Yesterday I received a call that's going to change my life.
And not only that. It was the best call I've ever received.
No we're not having another baby yet.
So I screened a call yesterday from a number I knew was one of two people.
But because the number was a texas number I wasn't familiar with it and I didn't know which of the two people it was. So I screened that shit like I was the president. Telling myself that if it was important the person would leave a message.
And sure enough...they did.
Remember that temporary position I had had?
It was a nannying position for a family.
I have always always wanted to work with children, but working in an early learning center (which I have) pays terrible.
Good to know the people that watch your children (and 19 other children at the same time) make just above minimum wage. It's sick, if you ask me.

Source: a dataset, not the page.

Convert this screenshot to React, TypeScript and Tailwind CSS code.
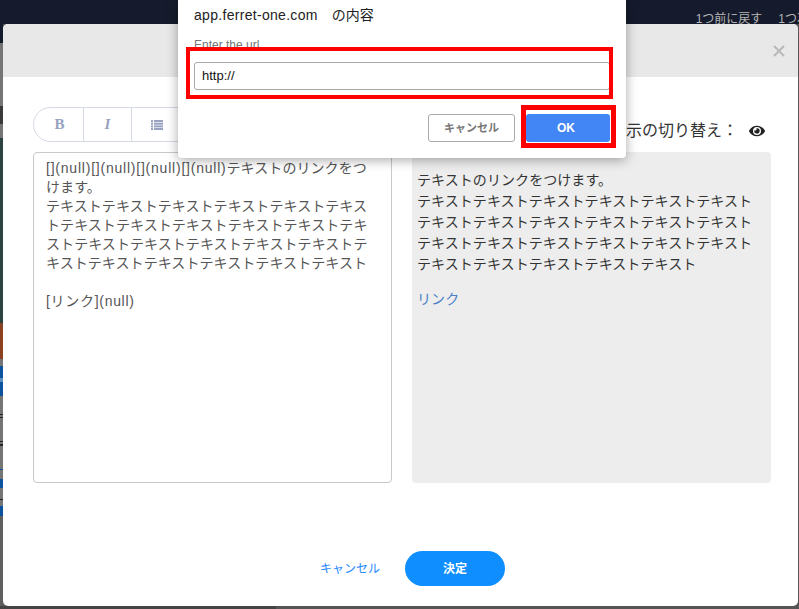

But regardless, nannying was my next best option (a better option really) less children and far more pay.
Even though I've babysat since I was 12 for multiple families, worked at a summer camp, and worked at an early learning preschool, and now being a mother, I've repeatedly been told I don't have enough "experience". Whether that be nannying, infant, or just plain experience experience.
For three years it was the same response. Over and over and over.
Well the temp position was great but it was just that, temporary.
And just like all the others the nanny that was chosen was due to experience.
Yesterday the call I received was from the mom I temporarily nannied for.
She said her new nanny had started and that it just wasn't working for her. She said that she knew she had picked her because on paper she looked better. She had the infant experience she was looking for.
And then she said the one thing that made my heart melt.
"As cheesy as it sounds I just kept thinking to myself, she's not Kerin"
It brought tears to my eyes.
This doesn't happen, like ever. ESPECIALLY to someone like me.
She was the first person to actually give me a chance, and even though it was just temporarily until the nanny she had chosen over me could start, it was still enough to prove myself. I never received that chance with anyone else.
For her to admit she was wrong in her decision and decide she was happier with me? How is that real?!
It is TWICE (no really, twice) the money I would be making at an early learning center, and I have 1 baby instead of 20 4 year olds.
And it's the most money I'll have made at ANY job.
AND because of all this money coming in, boyfriend, Bug, and I will FINALLLLLLLLYYYY be able to move out, comfortably.
This is a turning point in my life and I couldn't be happier.
My dream job and now boyfriend and I will finally be able to move on with our lives and have our little family together in our own little place.
Now if only we can find a place that accepts lazy golden retrievers. The hunt is on!